奇跡のコラボレーションで東京公演でも大評判を呼んだ作品が、京都初お目見え! 今の時代にこそ必要な、古き良き日本の家族と〈絆〉の物語を、 美しい日本語と細やかな描写で描いた心温まる名作です。
こちらは新派ならではの芝居で、堪能できた。役者はどの人もはまり役で無理がなかった。八重子がこんな老け役をやったのに驚いたが、丁寧に演じていて、円熟味が感じられて秀逸。それは安井昌二も同じだった。それに波乃久里子 が一種の狂言回し役で、すばらしかった。この人が小津の思想に最も近かったように思う。また英太郎、他をよせつけない絶妙の演技だった。
加えて、舞台装置がすごかった。「昭和再現」はみごとに成功していた。この点「昭和」を知り尽くした山田洋次の功績だろう。まさに「昭和」が主人公になっている設定、筋、役柄が全開だった。それが小津の作品とは決定的に違っていた。
これはまさに山田洋次の「麥秋」で、小津のものではない。小津ならこんなにあからさまな「心理描写」はしなかっただろう。また、「戦争反対」などと人物が口にすることはなかっただろう。口にしないのに、その背景の自然風景、風物に、そして人物のさりげないせりふにそれは顕れていた。この劇中でも主人公、紀子の最愛の兄は戦死しているし、それが今の家族に影を落としている。またラジオの「戦死者放送」を熱心に聞くしげの姿にもそれは色濃く出ている。でもそれがあざとい感じが否めなかった。

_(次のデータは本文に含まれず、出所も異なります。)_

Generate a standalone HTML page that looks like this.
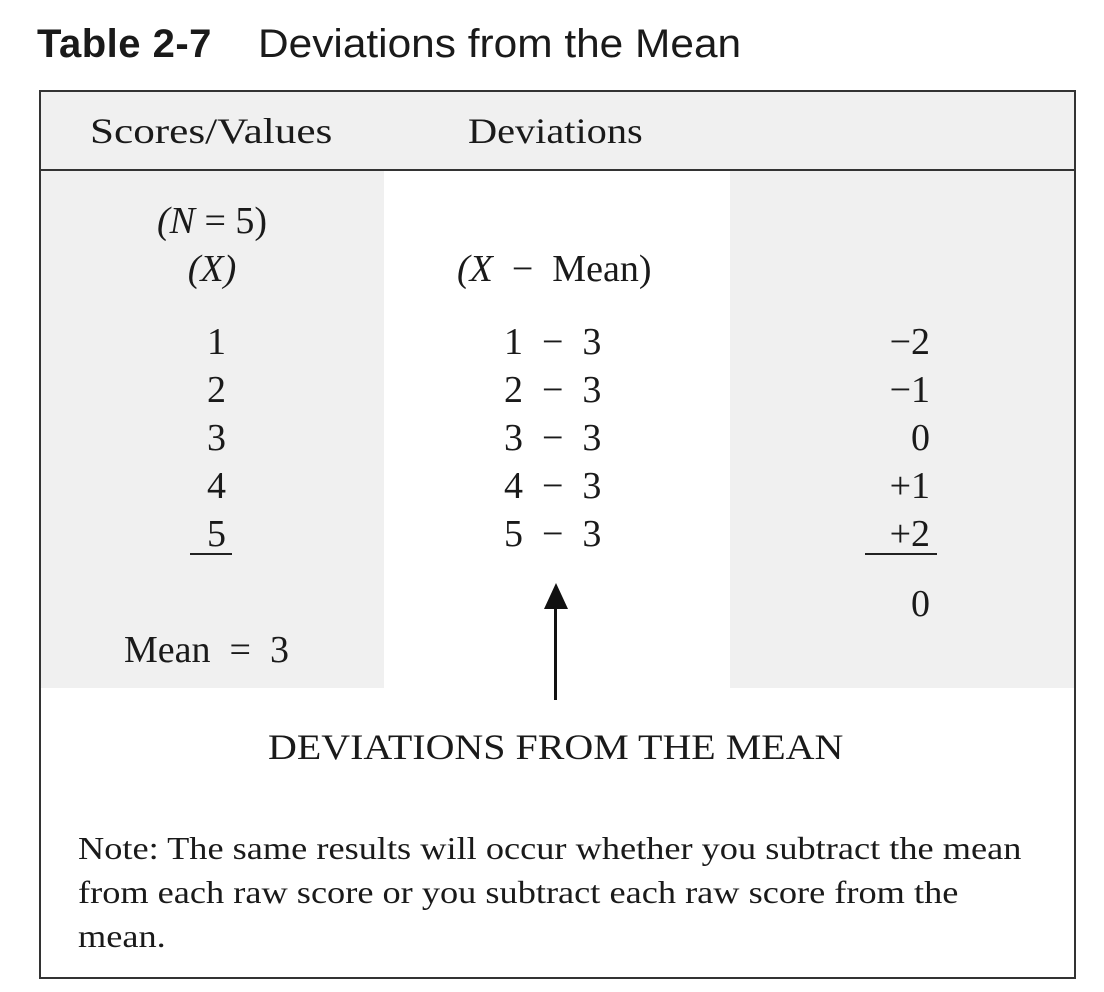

「失われた美しい時代と人々」もちろんそれ自体も幻想であり、劇作品として構築する場合は虚構化されるわけだが、そこになにがしかのリアリティの重みが出てくる。そういう描き方を小津はしていた。その点、山田のこの脚本はどこか押し付けがましさがあって、それが私のようなひねくれ者には鼻についた。それが端的に出ているのが上記のキャッチフレーズ、「今の時代にこそ必要な、古き良き日本の家族と〈絆〉の物語を、 美しい日本語と細やかな描写で描いた心温まる名作です」である。こんな解説を必要とするようになれば、芝居を観るということがまるで学習を強いられているような、そんな味気なさになってしまう。